= INSTRUCTIONS FOR THE TASK =
Below are the records. List every line holding the word "html".

= INFORMATION GIVEN =
+---+

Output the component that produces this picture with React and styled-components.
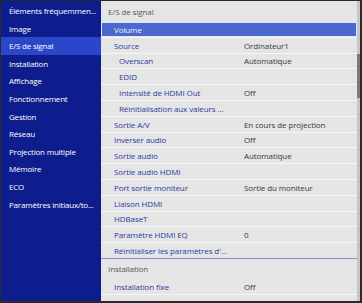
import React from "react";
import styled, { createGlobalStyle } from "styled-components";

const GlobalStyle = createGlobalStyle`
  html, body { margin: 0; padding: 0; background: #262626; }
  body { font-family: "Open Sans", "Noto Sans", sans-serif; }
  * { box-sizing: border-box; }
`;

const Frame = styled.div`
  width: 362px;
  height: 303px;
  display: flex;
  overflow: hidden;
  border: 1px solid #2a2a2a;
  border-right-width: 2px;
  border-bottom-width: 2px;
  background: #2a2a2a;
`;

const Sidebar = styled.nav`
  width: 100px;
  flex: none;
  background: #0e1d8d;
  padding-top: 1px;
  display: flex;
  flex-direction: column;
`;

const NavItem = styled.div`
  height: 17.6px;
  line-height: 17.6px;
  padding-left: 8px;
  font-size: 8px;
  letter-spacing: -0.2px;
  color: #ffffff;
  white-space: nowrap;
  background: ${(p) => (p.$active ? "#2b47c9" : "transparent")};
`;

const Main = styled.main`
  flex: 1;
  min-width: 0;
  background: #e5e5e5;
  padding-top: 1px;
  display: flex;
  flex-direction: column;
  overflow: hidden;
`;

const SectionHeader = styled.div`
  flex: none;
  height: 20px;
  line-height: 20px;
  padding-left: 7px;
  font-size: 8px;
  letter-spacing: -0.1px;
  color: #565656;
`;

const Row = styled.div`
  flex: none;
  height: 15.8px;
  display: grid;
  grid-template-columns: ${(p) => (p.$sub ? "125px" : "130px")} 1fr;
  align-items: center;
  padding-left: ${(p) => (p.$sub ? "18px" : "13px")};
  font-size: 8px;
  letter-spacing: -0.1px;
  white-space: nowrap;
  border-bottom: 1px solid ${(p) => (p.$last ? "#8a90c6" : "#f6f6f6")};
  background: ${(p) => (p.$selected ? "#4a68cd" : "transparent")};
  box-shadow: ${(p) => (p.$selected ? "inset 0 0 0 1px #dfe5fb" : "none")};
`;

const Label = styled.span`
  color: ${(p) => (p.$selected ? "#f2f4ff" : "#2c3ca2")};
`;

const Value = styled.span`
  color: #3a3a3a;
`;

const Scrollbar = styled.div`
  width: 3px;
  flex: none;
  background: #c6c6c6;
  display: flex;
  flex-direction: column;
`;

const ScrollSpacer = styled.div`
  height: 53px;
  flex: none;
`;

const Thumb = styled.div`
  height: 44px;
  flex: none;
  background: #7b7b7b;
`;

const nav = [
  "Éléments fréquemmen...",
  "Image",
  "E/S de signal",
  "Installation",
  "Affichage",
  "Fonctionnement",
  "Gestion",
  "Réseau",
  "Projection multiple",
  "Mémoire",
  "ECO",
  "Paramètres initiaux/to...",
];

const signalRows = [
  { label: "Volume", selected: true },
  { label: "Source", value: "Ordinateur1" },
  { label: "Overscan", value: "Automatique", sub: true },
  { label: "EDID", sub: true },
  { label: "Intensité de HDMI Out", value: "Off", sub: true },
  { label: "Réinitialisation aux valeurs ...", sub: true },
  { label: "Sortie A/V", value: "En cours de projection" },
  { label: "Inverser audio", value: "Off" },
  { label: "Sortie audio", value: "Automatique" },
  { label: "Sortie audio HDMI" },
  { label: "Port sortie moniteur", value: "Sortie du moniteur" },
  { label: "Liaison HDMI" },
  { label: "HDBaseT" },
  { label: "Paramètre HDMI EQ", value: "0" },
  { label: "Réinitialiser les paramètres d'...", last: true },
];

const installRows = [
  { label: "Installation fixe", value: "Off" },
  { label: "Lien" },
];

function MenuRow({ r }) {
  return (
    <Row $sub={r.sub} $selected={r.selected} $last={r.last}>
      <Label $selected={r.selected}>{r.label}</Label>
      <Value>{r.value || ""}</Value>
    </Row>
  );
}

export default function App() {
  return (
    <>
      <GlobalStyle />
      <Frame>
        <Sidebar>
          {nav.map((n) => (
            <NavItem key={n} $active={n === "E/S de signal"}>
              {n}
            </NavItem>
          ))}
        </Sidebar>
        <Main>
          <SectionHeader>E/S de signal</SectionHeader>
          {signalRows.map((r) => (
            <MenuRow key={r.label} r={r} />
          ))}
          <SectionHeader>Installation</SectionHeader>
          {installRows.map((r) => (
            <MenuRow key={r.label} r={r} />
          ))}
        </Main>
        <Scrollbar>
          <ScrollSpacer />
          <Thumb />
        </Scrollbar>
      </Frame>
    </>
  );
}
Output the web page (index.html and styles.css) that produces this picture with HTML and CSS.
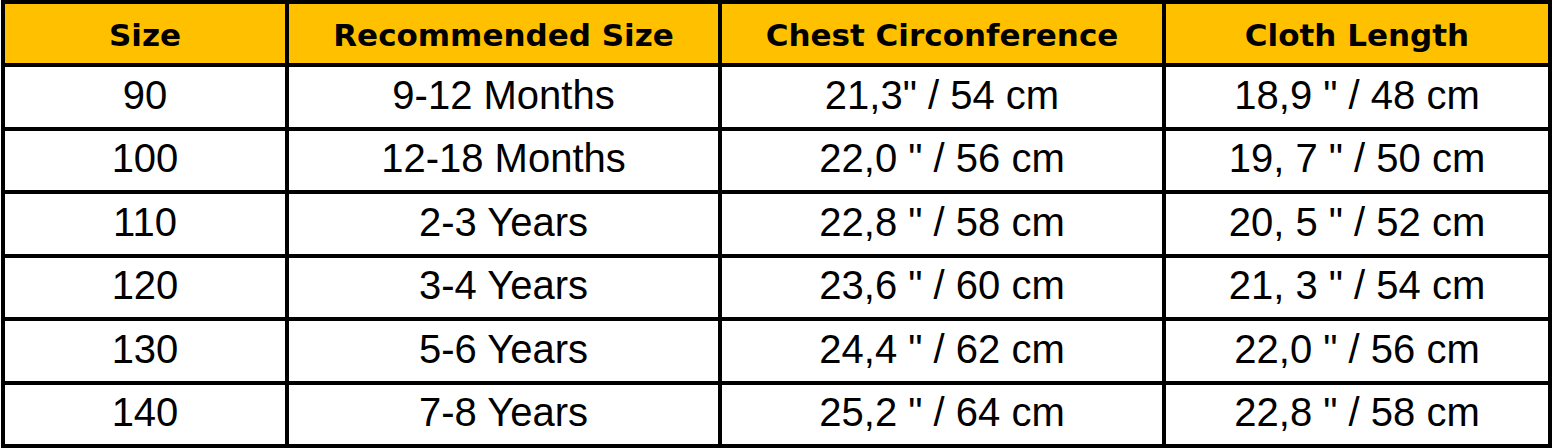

+---+

= SOLVED PROBLEM =
  html, body { margin: 0; padding: 0; background: #262626; }
Output the web page (index.html and styles.css) that produces this picture with HTML and CSS.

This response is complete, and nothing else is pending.